Может, с час мы пробыли в этой воронке - младший лейтенант с того бока, где я оставил ружье, подошел.
- Вы чьи будете?
- А каких надо?
- Со 129-ой дивизии есть?
- Есть.
Этот младший лейтенант на полуторке ехал к нам. Дорога по болоту, лежневка, и машину по ней тянул трактор. Не доехал километра три - увяз. Хорошо, хоть с настила не сошел - одна бы выхлопная труба осталась.
Ну, младший лейтенант направил нас туда.
Я думаю: "Три километра! Твою в корень, как же я пойду?"
Все, кто с винтовкой, кто вовсе без ничего, а у меня и карабин, и это ружье.
Вылезли из воронки, пошли. Я ПТР за дульный тормоз тащу. Дотащился потихоньку вместе со всеми. Погрузились на машину, и повезли нас в штаб дивизии. Там встретили командиры, и наш командир дивизиона майор Холькин.
Принял нас старшина. Мы грязные, заросшие, голодные, может, и вши были. Отдохнули часа полтора, и он нас в баню повез. Там вода тепленькая, шайки деревянные - хорошо! Выдали бельё, чем-то от насекомых травленное, - потом, как чуть разогреешься, начинает пахнуть. Поместили нас в палатки, давай кормить. Зайдем в столовую, каждому положено маленько - я бы все один съел, Поедим - спать. Только заснём - будят, опять немного покормят. Только уснешь - снова беспокоят, а мы знаем, что там почти ничего не дадут. Все равно, кто не встает, заставляют: иди!
Дней через пять, когда мы вошли немножко в силу, было построение дивизии. А оружие как стояло у меня нечищеное, страшно в руки брать, так я с ним в строй и встал.
Ребята мне говорят:
- Ну, Косов, ты за такое оружие суток десять получишь, лучше бы там бросил.
Построились. Вся дивизия, как полк. От нашего дивизиона человек восемьдесят осталось. Стоим, вояки, редко у кого карабин, а с ПTP я один переправился, и оно у меня все равно не работает.
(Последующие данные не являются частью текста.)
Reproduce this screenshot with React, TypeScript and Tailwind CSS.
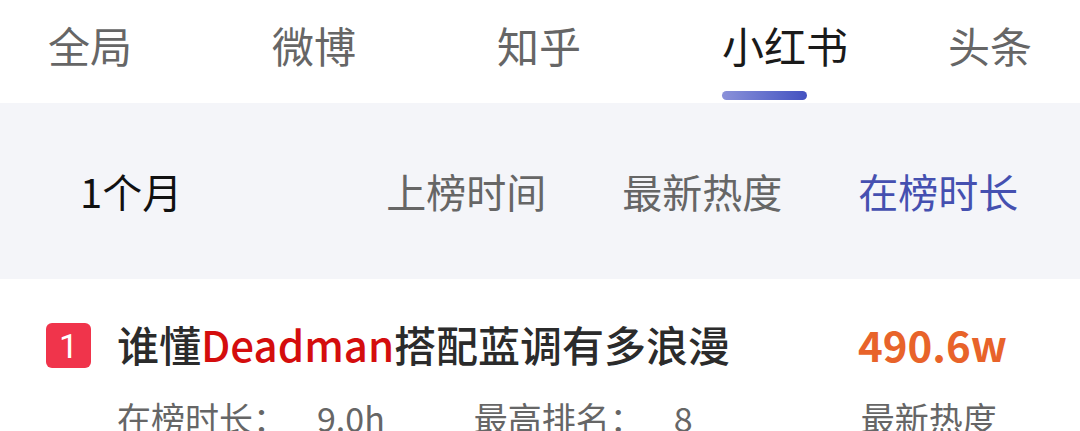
import React from 'react';

const tabs = [
  { label: '全局', ml: 'ml-[48px]' },
  { label: '微博', ml: 'ml-[140px]' },
  { label: '知乎', ml: 'ml-[141px]' },
  { label: '小红书', ml: 'ml-[141px]', active: true },
  { label: '头条', ml: 'ml-[100px]' },
];

const sorts = [
  { label: '上榜时间', ml: 'ml-[204px]' },
  { label: '最新热度', ml: 'ml-[76px]' },
  { label: '在榜时长', ml: 'ml-[76px]', active: true },
];

const App: React.FC = () => {
  return (
    <div
      className="w-[1080px] h-[431px] overflow-hidden bg-white"
      style={{ fontFamily: '"Noto Sans CJK SC", "Noto Sans", sans-serif' }}
    >
      {/* top tabs */}
      <div className="h-[103px] flex items-start bg-white">
        {tabs.map((t) => (
          <div key={t.label} className={`${t.ml} flex flex-col items-start shrink-0`}>
            <div
              className={`mt-[18px] text-[42px] leading-[54px] whitespace-nowrap ${
                t.active ? 'text-[#1a1a1a]' : 'text-[#666666]'
              }`}
            >
              {t.label}
            </div>
            {t.active && (
              <div className="mt-[19px] w-[85px] h-[9px] rounded-full bg-gradient-to-r from-[#8b91d9] to-[#4451c0]" />
            )}
          </div>
        ))}
      </div>

      {/* sort bar */}
      <div className="h-[176px] bg-[#f4f5f9] flex items-center">
        <div className="ml-[80px] text-[40px] text-[#111111] whitespace-nowrap">1个月</div>
        {sorts.map((s) => (
          <div
            key={s.label}
            className={`${s.ml} text-[40px] whitespace-nowrap ${
              s.active ? 'text-[#4550b0]' : 'text-[#666666]'
            }`}
          >
            {s.label}
          </div>
        ))}
      </div>

      {/* list item */}
      <div className="pt-[44px]">
        <div className="flex items-center h-[45px]">
          <div
            className="ml-[46px] w-[45px] h-[45px] rounded-[6px] bg-[#f0344b] flex items-center justify-center text-white text-[34px] leading-none"
            style={{ fontFamily: 'Roboto, "Noto Sans", sans-serif' }}
          >
            1
          </div>
          <div className="ml-[26px] w-[741px] -mt-[4px] text-[42px] font-medium text-[#2b2b2b] whitespace-nowrap">
            谁懂<span className="text-[#d40d0d]">Deadman</span>搭配蓝调有多浪漫
          </div>
          <div className="-mt-[4px] text-[42px] font-bold text-[#e8632a] whitespace-nowrap">490.6w</div>
        </div>
        <div className="flex items-center mt-[24px] text-[34px] text-[#666666] whitespace-nowrap">
          <div className="ml-[117px]">在榜时长：</div>
          <div className="ml-[30px]">9.0h</div>
          <div className="ml-[89px]">最高排名：</div>
          <div className="ml-[30px]">8</div>
          <div className="ml-[168px]">最新热度</div>
        </div>
      </div>
    </div>
  );
};

export default App;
Стою как дурень с колотушкой.
Обходил нас командир дивизии, каждого, кто переправился, спрашивал. Когда он подошел ко мне, я отчитался, он в блокнот записал и пошел дальше. После осмотра дивизии, он вызвал меня перед строем и объявил благодарность за сохранение оружия. И вот медаль "За отвагу" - вот она откуда.